Authors: Morteza Roostaei (RGL Reservoir Management Inc.) | Mohammad Soroush (RGL Reservoir Management Inc., University of Alberta) | Seyed Abolhassan Hosseini (RGL Reservoir Management Inc., University of Alberta) | Arian Velayati (University of Alberta) | Ahmad Alkouh (College of Technical Studies) | Mahdi Mahmoudi (RGL Reservoir Management Inc.) | Ali Ghalambor (Oil Center Research International) | Vahidoddin Fattahpour (RGL Reservoir Management Inc.)

Sieve analysis, sedimentation and laser diffraction have been the methods of choice in determining particle size distribution (PSD) for sand control design. However, these methods do not provide any information regarding the particle shape. In this study, we introduce the application of Dynamic Image Analysis (DIA) to characterize particle sizes and shape descriptors of sand bearing formations.

Dynamic Image Analysis, an advanced method of particle size and shape characterization, along with other PSD measurement methods, including sieving combined with sedimentation, and laser diffraction, was utilized to study size and shape variations of 372 unconsolidated formation sand samples from North America, Latin America, and the Middle East. Different methods were compared for the estimation of PSD and fines content, which is important for sand control design.

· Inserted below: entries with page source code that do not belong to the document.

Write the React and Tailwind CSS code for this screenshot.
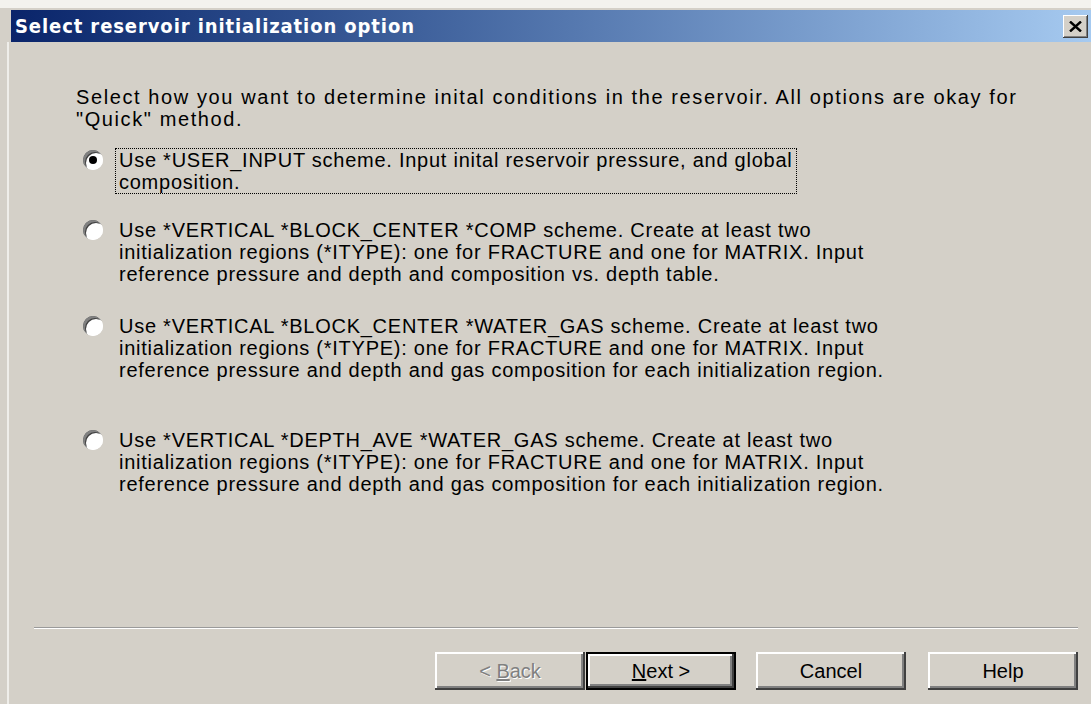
import React, { useState } from 'react';

const OPTIONS = [
  {
    id: 'user',
    lines: ['Use *USER_INPUT scheme. Input inital reservoir pressure, and global', 'composition.'],
    gap: 'mt-[18px]',
  },
  {
    id: 'comp',
    lines: [
      'Use *VERTICAL *BLOCK_CENTER *COMP scheme. Create at least two',
      'initialization regions (*ITYPE): one for FRACTURE and one for MATRIX. Input',
      'reference pressure and depth and composition vs. depth table.',
    ],
    gap: 'mt-[24px]',
  },
  {
    id: 'water_gas',
    lines: [
      'Use *VERTICAL *BLOCK_CENTER *WATER_GAS scheme. Create at least two',
      'initialization regions (*ITYPE): one for FRACTURE and one for MATRIX. Input',
      'reference pressure and depth and gas composition for each initialization region.',
    ],
    gap: 'mt-[28px]',
  },
  {
    id: 'depth_ave',
    lines: [
      'Use *VERTICAL *DEPTH_AVE *WATER_GAS scheme. Create at least two',
      'initialization regions (*ITYPE): one for FRACTURE and one for MATRIX. Input',
      'reference pressure and depth and gas composition for each initialization region.',
    ],
    gap: 'mt-[46px]',
  },
];

// Classic sunken radio button
const Radio = ({ checked }) => (
  <div className="w-[20px] h-[20px] rounded-full bg-white shadow-[inset_2px_2px_0_#808080,inset_-2px_-2px_0_#ffffff,inset_3px_3px_0_#404040] flex items-center justify-center shrink-0">
    {checked && <div className="w-[8px] h-[8px] rounded-full bg-black" />}
  </div>
);

const Option = ({ option, checked, focused, onSelect }) => (
  <div className={`flex items-start ${option.gap}`} onClick={onSelect}>
    <div className="w-[36px] h-[24px] pl-[4px] flex items-center">
      <Radio checked={checked} />
    </div>
    <div
      className={`px-[3px] border border-dotted whitespace-nowrap tracking-[0.75px] ${
        focused ? 'border-black' : 'border-transparent'
      }`}
    >
      {option.lines.map((line, i) => (
        <div key={i}>{line}</div>
      ))}
    </div>
  </div>
);

// Raised 3D push button
const Button = ({ children, isDefault, disabled }) => (
  <div
    className={`w-[150px] h-[38px] flex items-center justify-center ${
      isDefault ? 'border-2 border-black' : ''
    } bg-[#d4d0c8] shadow-[inset_-2px_-2px_0_#404040,inset_2px_2px_0_#ffffff,inset_-4px_-4px_0_#808080] ${
      disabled ? 'text-[#808080] [text-shadow:1px_1px_0_#ffffff]' : 'text-black'
    }`}
  >
    {children}
  </div>
);

const App = () => {
  const [selected, setSelected] = useState('user');

  return (
    <div className="w-[1091px] h-[704px] bg-[#d4d0c8] flex flex-col overflow-hidden font-['Liberation_Sans',Arial,sans-serif] text-[20px] leading-[22px] text-black">
      {/* Top edge */}
      <div className="h-[8px] bg-[#f3f2ee] shrink-0" />
      <div className="h-[2px] bg-[#d4d0c8] shrink-0" />

      {/* Title bar */}
      <div className="h-[32px] ml-[11px] flex items-center justify-between bg-gradient-to-r from-[#0a246a] to-[#a6caf0] shrink-0">
        <span className="pl-[4px] font-['DejaVu_Sans_Condensed','DejaVu_Sans',sans-serif] font-bold text-[20px] text-white tracking-[0.9px]">
          Select reservoir initialization option
        </span>
        <div className="w-[25px] h-[23px] mr-[3px] bg-[#d4d0c8] shadow-[inset_-1px_-1px_0_#404040,inset_1px_1px_0_#ffffff,inset_-2px_-2px_0_#808080] flex items-center justify-center">
          <svg width="13" height="11" viewBox="0 0 13 11">
            <path d="M1 0.5 L12 10.5 M12 0.5 L1 10.5" stroke="#000" strokeWidth="2.4" />
          </svg>
        </div>
      </div>

      {/* Dialog body */}
      <div className="flex-1 flex flex-col ml-[7px] border-l-2 border-[#efeeea]">
        <div className="pl-[67px] pt-[44px] flex flex-col">
          <p className="tracking-[1.6px] whitespace-nowrap">
            Select how you want to determine inital conditions in the reservoir. All options are okay for
            <br />
            "Quick" method.
          </p>
          <div className="pl-[3px] flex flex-col">
            {OPTIONS.map((opt) => (
              <Option
                key={opt.id}
                option={opt}
                checked={selected === opt.id}
                focused={opt.id === 'user'}
                onSelect={() => setSelected(opt.id)}
              />
            ))}
          </div>
        </div>

        <div className="flex-1" />

        {/* Separator */}
        <div className="ml-[25px] mr-[13px] h-[2px] border-t border-[#9a9a9a] border-b border-b-white" />

        {/* Wizard buttons */}
        <div className="flex justify-end items-center mt-[23px] mb-[14px] mr-[13px]">
          <Button disabled>
            &lt;&nbsp;<u>B</u>ack
          </Button>
          <div className="ml-[1px]">
            <Button isDefault>
              <u>N</u>ext &gt;
            </Button>
          </div>
          <div className="ml-[20px]">
            <Button>Cancel</Button>
          </div>
          <div className="ml-[22px]">
            <Button>Help</Button>
          </div>
        </div>
      </div>
    </div>
  );
};

export default App;
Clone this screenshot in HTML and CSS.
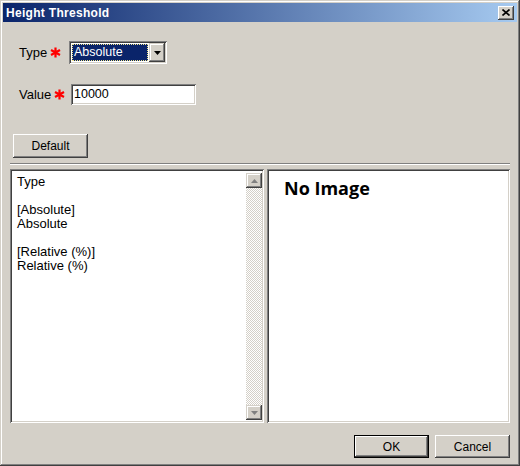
FILE: index.html
```html
<!DOCTYPE html>
<html>
<head>
<meta charset="utf-8">
<link rel="stylesheet" href="styles.css">
</head>
<body>
<div class="window">
  <div class="titlebar">
    <span class="title">Height Threshold</span>
    <span class="close"><svg width="8" height="7" viewBox="0 0 8 7"><path d="M0.5 0.5L7.5 6.5M7.5 0.5L0.5 6.5" stroke="#000" stroke-width="1.6" fill="none"/></svg></span>
  </div>
  <div class="body">
    <div class="field">
      <div class="label">Type<svg class="req" width="11" height="11" viewBox="0 0 11 11"><path d="M5.5 0.5V10.5M1 3L10 8M10 3L1 8" stroke="#ff0000" stroke-width="2.2" fill="none"/></svg></div>
      <div class="combo">
        <div class="combo-value"><span class="sel">Absolute</span></div>
        <div class="combo-btn"><svg width="7" height="4" viewBox="0 0 7 4"><path d="M0 0H7L3.5 4Z" fill="#000"/></svg></div>
      </div>
    </div>
    <div class="field field-value">
      <div class="label">Value<svg class="req" width="11" height="11" viewBox="0 0 11 11"><path d="M5.5 0.5V10.5M1 3L10 8M10 3L1 8" stroke="#ff0000" stroke-width="2.2" fill="none"/></svg></div>
      <div class="textbox">10000</div>
    </div>
    <div class="btn btn-default">Default</div>
    <div class="sep"></div>
    <div class="panels">
      <div class="panel list">
        <div class="list-text">Type<br><br>[Absolute]<br>Absolute<br><br>[Relative (%)]<br>Relative (%)</div>
        <div class="scrollbar">
          <div class="sb-btn"><svg width="7" height="4" viewBox="0 0 7 4"><path d="M3.5 0L7 4H0Z" fill="#808080"/></svg></div>
          <div class="sb-track"></div>
          <div class="sb-btn"><svg width="7" height="4" viewBox="0 0 7 4"><path d="M0 0H7L3.5 4Z" fill="#808080"/></svg></div>
        </div>
      </div>
      <div class="panel preview">
        <div class="noimage">No Image</div>
      </div>
    </div>
    <div class="actions">
      <div class="btn btn-ok">OK</div>
      <div class="btn btn-cancel">Cancel</div>
    </div>
  </div>
</div>
</body>
</html>
```

FILE: styles.css
```css
* { box-sizing: border-box; }
html, body { margin: 0; padding: 0; }
body {
  background: #d4d0c8;
  font-family: "Liberation Sans", Arial, sans-serif;
  font-size: 12px;
  color: #000;
}
.window {
  width: 520px;
  height: 466px;
  background: #d4d0c8;
  padding: 3px;
  box-shadow: inset -1px -1px #404040, inset 1px 1px #d4d0c8, inset -2px -2px #808080, inset 2px 2px #ffffff;
  display: flex;
  flex-direction: column;
}
.titlebar {
  height: 19px;
  background: linear-gradient(to right, #0a246a, #a6caf0);
  display: flex;
  align-items: center;
  justify-content: space-between;
  padding: 0 3px 0 3px;
}
.title {
  color: #fff;
  font-weight: bold;
  font-size: 12px;
  letter-spacing: 0.3px;
}
.close {
  width: 16px;
  height: 14px;
  background: #d4d0c8;
  box-shadow: inset -1px -1px #404040, inset 1px 1px #ffffff, inset -2px -2px #808080;
  display: flex;
  align-items: center;
  justify-content: center;
}
.body {
  flex: 1;
  padding: 0 7px;
  display: flex;
  flex-direction: column;
}
.field {
  display: flex;
  align-items: center;
  margin: 19px 0 0 9px;
}
.field-value { margin-top: 20px; }
.label {
  width: 50px;
  display: flex;
  align-items: center;
  gap: 3px;
  font-size: 13px;
}
.field-value .label { width: 52px; }
.req { display: block; }
.combo {
  width: 98px;
  height: 23px;
  background: #fff;
  padding: 2px;
  box-shadow: inset 1px 1px #808080, inset -1px -1px #ffffff, inset 2px 2px #404040, inset -2px -2px #d4d0c8;
  display: flex;
}
.combo-value {
  flex: 1;
  padding: 1px;
  display: flex;
}
.sel {
  flex: 1;
  background: #0a246a;
  color: #fff;
  border: 1px dotted #f2e58a;
  line-height: 15px;
  padding-left: 1px;
  font-size: 12.5px;
}
.combo-btn {
  width: 16px;
  background: #d4d0c8;
  box-shadow: inset -1px -1px #404040, inset 1px 1px #d4d0c8, inset -2px -2px #808080, inset 2px 2px #ffffff;
  display: flex;
  align-items: center;
  justify-content: center;
}
.textbox {
  width: 125px;
  height: 21px;
  background: #fff;
  padding: 3px 3px;
  line-height: 15px;
  font-size: 12.5px;
  box-shadow: inset 1px 1px #808080, inset -1px -1px #ffffff, inset 2px 2px #404040, inset -2px -2px #d4d0c8;
}
.btn {
  width: 75px;
  height: 23px;
  display: flex;
  align-items: center;
  justify-content: center;
  background: #d4d0c8;
  box-shadow: inset -1px -1px #404040, inset 1px 1px #ffffff, inset -2px -2px #808080, inset 2px 2px #d4d0c8;
}
.btn-default {
  margin: 29px 0 0 3px;
  height: 24px;
}
.btn-ok {
  box-shadow: inset 0 0 0 1px #000, inset -2px -2px #404040, inset 2px 2px #ffffff, inset -3px -3px #808080;
}
.sep {
  margin-top: 5px;
  height: 2px;
  border-top: 1px solid #808080;
  border-bottom: 1px solid #ffffff;
}
.panels {
  margin-top: 4px;
  height: 254px;
  display: flex;
  gap: 3px;
}
.panel {
  background: #fff;
  box-shadow: inset 1px 1px #808080, inset -1px -1px #ffffff, inset 2px 2px #404040, inset -2px -2px #d4d0c8;
  padding: 2px;
}
.list {
  width: 254px;
  display: flex;
  padding: 4px 2px 3px 2px;
}
.list-text {
  flex: 1;
  padding: 2px 0 0 5px;
  line-height: 14px;
  font-size: 13px;
}
.scrollbar {
  width: 16px;
  display: flex;
  flex-direction: column;
}
.sb-btn {
  height: 15px;
  background: #d4d0c8;
  box-shadow: inset -1px -1px #404040, inset 1px 1px #d4d0c8, inset -2px -2px #808080, inset 2px 2px #ffffff;
  display: flex;
  align-items: center;
  justify-content: center;
}
.sb-track {
  flex: 1;
  background: repeating-conic-gradient(#ffffff 0 25%, #d4d0c8 0 50%) 0 0 / 2px 2px;
}
.preview {
  flex: 1;
  padding: 7px 0 0 17px;
}
.noimage {
  font-family: "Open Sans", sans-serif;
  font-weight: bold;
  font-size: 18px;
  line-height: 24px;
}
.actions {
  margin-top: 12px;
  display: flex;
  justify-content: flex-end;
  gap: 6px;
}
```
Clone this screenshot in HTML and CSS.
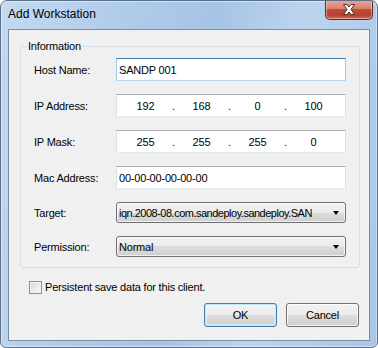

Through minimizing the sampling and measurement errors, the deviation between different PSD measurement techniques was attributed solely to the shape of the particles and the amount of fine fraction. For fines content measurement, the values obtained through Feret Min. parameter values (the minimum size of a particle along all directions) calculated by DIA and sieving measurement are comparable within a 5% confidence band. The deviation between the results of different methods becomes more significant by increasing fines content. Moreover, this deviation increases for less isodiametric grains. The fines and clay content show higher values when measured by any wet analysis. Laser diffraction also tends to overestimate the fines fraction and underestimate silt/sand fraction compared to other dry techniques. By comparing the deviation of the DIA and sieving at standard mesh sizes, an algorithm has been developed which chooses the equivalent sphere sizes of DIA with minimum deviation from sieving.

This study performs several measurements on formation sands to illustrate the real advantage of the new methods over traditional measurement techniques. Furthermore, particle shape descriptors were used to explain the deviation between the results of different PSD measurement methods.